SageMaker / Client / update_endpoint

update_endpoint#

SageMaker.Client.update_endpoint(**kwargs)#

Deploys the new EndpointConfig specified in the request, switches to using newly created endpoint, and then deletes resources provisioned for the endpoint using the previous EndpointConfig (there is no availability loss).

When SageMaker receives the request, it sets the endpoint status to Updating. After updating the endpoint, it sets the status to InService. To check the status of an endpoint, use the DescribeEndpoint API.

Note

You must not delete an EndpointConfig in use by an endpoint that is live or while the UpdateEndpoint or CreateEndpoint operations are being performed on the endpoint. To update an endpoint, you must create a new EndpointConfig.

If you delete the EndpointConfig of an endpoint that is active or being created or updated you may lose visibility into the instance type the endpoint is using.

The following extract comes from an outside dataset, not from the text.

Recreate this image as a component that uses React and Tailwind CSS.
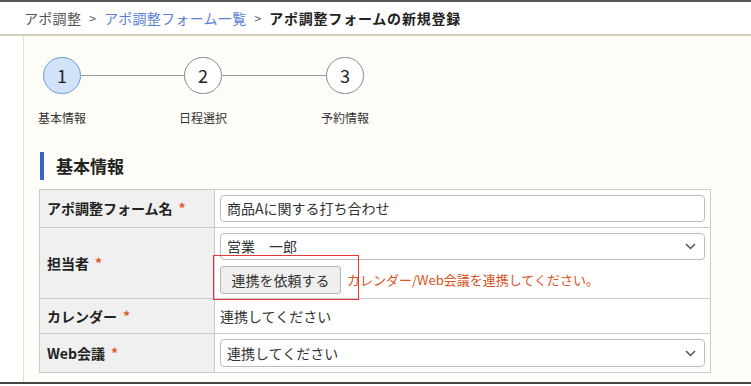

The endpoint must be deleted in order to stop incurring charges.

See also: AWS API Documentation

Request Syntax

response = client.update_endpoint(
    EndpointName='string',
    EndpointConfigName='string',
    RetainAllVariantProperties=True|False,
    ExcludeRetainedVariantProperties=[
        {
            'VariantPropertyType': 'DesiredInstanceCount'|'DesiredWeight'|'DataCaptureConfig'
        },
    ],
    DeploymentConfig={
        'BlueGreenUpdatePolicy': {
            'TrafficRoutingConfiguration': {
                'Type': 'ALL_AT_ONCE'|'CANARY'|'LINEAR',
                'WaitIntervalInSeconds': 123,
                'CanarySize': {
                    'Type': 'INSTANCE_COUNT'|'CAPACITY_PERCENT',
                    'Value': 123
                },
                'LinearStepSize': {
                    'Type': 'INSTANCE_COUNT'|'CAPACITY_PERCENT',
                    'Value': 123
                }
            },
            'TerminationWaitInSeconds': 123,
            'MaximumExecutionTimeoutInSeconds': 123
        },
        'AutoRollbackConfiguration': {
            'Alarms': [
                {
                    'AlarmName': 'string'
                },
            ]
        },
        'RollingUpdatePolicy': {
            'MaximumBatchSize': {
                'Type': 'INSTANCE_COUNT'|'CAPACITY_PERCENT',
                'Value': 123
            },
            'WaitIntervalInSeconds': 123,
            'MaximumExecutionTimeoutInSeconds': 123,
            'RollbackMaximumBatchSize': {
                'Type': 'INSTANCE_COUNT'|'CAPACITY_PERCENT',
                'Value': 123
            }
        }
    },
    RetainDeploymentConfig=True|False
)
Parameters:
  • EndpointName (string) –

    [REQUIRED]

    The name of the endpoint whose configuration you want to update.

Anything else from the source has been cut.